Community Spotlight: VCHIP
May 1, 2026
PartnersFor Vermont Child Health Improvement Program (VCHIP), expertise, passion, and collaboration are the backbone of their work to support children, youth, and families in Vermont.
Vermonters are known for looking out for each other. In a small state with a big heart, collaboration and communication are essential to helping communities thrive. Those same traits are central to the mission and success of the Vermont Child Health Improvement Program (VCHIP).
Housed in the Larner College of Medicine at the University of Vermont, VCHIP is a population-based family and child health quality improvement and research program. Since 1999, the organization has focused on supporting child health professionals, building trust, and connecting clinical and policy partners. What began as a single project focused on preventive services for young children has grown into more than a dozen initiatives spanning ages, settings, and child health priorities across the state.
VCHIP’s mission is to improve the health outcomes for Vermont’s children and their families by using collaborative, measurement-based efforts to advance health care delivery and public health systems. One way the organization fulfills this vision is through its Childhood Chronic Care Initiative, which first identifies children who meet specific criteria, such as seeing three or more subspecialists or experiencing frequent hospital admissions or emergency department visits. From there, the team works backward to ensure those children have primary care, subspecialty services, and community-based support they need to stay healthy.
This population requires extensive services and coordination across health care, education, and social systems. VCHIP works to improve the system of support for the children’s families, who navigate medical, emotional, financial, and systemic challenges all at once.
Breaking down silos with shared plans of care
These children and supported families often sit at the center of complex systems that don’t naturally communicate with one another. VCHIP’s strength lies in understanding those systems and bringing them together.
“When those barriers persist, we see fragmentation in care and gaps in communication across teams,” said Alyssa Consigli, project director and quality improvement coach at VCHIP.
This is also true for UVM Children’s Hospital, whose goal is “to be the hospital without walls,” said Keith Robinson, MD, lead faculty for the CCCI project at VCHIP and Vice Chair of Quality Improvement and Population Health for UVM Children’s Hospital.
Dr. Robinson explained, “We are a children’s hospital that is not confined to just one building here in Burlington because we really try to improve access to specialists in the community. VCHIP helps us do that through their natural partnerships with primary care practices and through the improvement methodology that they use. VCHIP adds huge value by thinking about systems that surround both practitioners in the primary care setting and families. I think the children’s hospital heavily relies on VCHIP to make sure that we are truly the children’s hospital without walls.”
To address ongoing fragmentation across systems, VCHIP established an early partnership with VITL, Vermont’s nonprofit health data sharing network.
“We wanted to bring partners together to build a shared understanding and identify opportunities for improvement,” said Alyssa. VCHIP invited VITL to listen and observe as clinicians, patients, and families shared both challenges and successes.

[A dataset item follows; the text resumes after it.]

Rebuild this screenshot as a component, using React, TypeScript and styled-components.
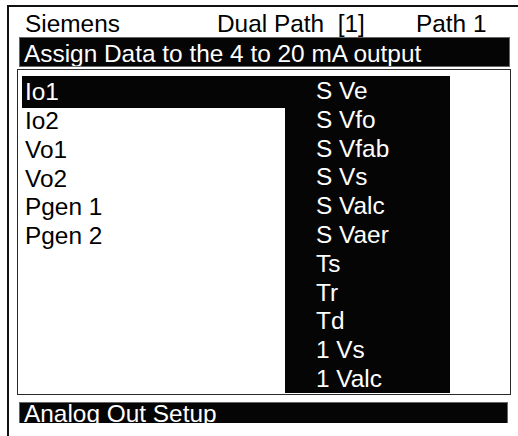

“Through listening sessions, we learned clinicians were using multiple disconnected systems,” Alyssa said. “It became clear we needed to better leverage technology, and VITL was a natural fit.”
Through these conversations, an idea developed that technology could facilitate coordination around and access to shared plans of care.
While full interoperability remains a long-term goal, VCHIP focused on what could be done with existing tools such as VITLAccess, which provides health care providers with secure, web-based access to health records for most Vermonters. “Over many years, we had ongoing conversations about what it would look like to co-create new functionality in VITLAccess to better support care teams,” Alyssa said. “As teams develop shared plans of care, this functionality allows them to upload and share those plans across care teams in different practices.”
Better connections through technology
Shared plans of care helped reduce silos, improve communication, and better support patients and families, while also generating insights to improve care quality, patient experience, and cost. “Children and families often rely on multiple providers, and having shared plans of care that connect care teams across the community can have a significant impact,” said Michelle Rovnak, project coordinator, VCHIP. Moving away from faxing and paper-based processes created new efficiencies and fewer missed opportunities.
Without technology, communication often falls on families. “Families are often asked to repeat their stories across multiple settings,” said Alyssa. “That experience is understandably frustrating and highlights opportunities to improve coordination.” With VITLAccess, care teams are better connected, allowing families to experience more coordinated support across organizations.
The approach has also driven clinical improvements. “I think the important word in the shared plan of care is ‘shared,’” said Dr. Robinson. “That means sitting down with a patient, family, and primary care provider and to identify their major concerns and jointly develop goals for a care plan.”
The collaboration between VCHIP and VITL and the results experienced by UVM Children’s Hospital highlights what’s possible when committed partners come together around a shared purpose. “This project shows how much can come from planting a small seed, maintaining momentum, and testing small changes over time,” said Alyssa.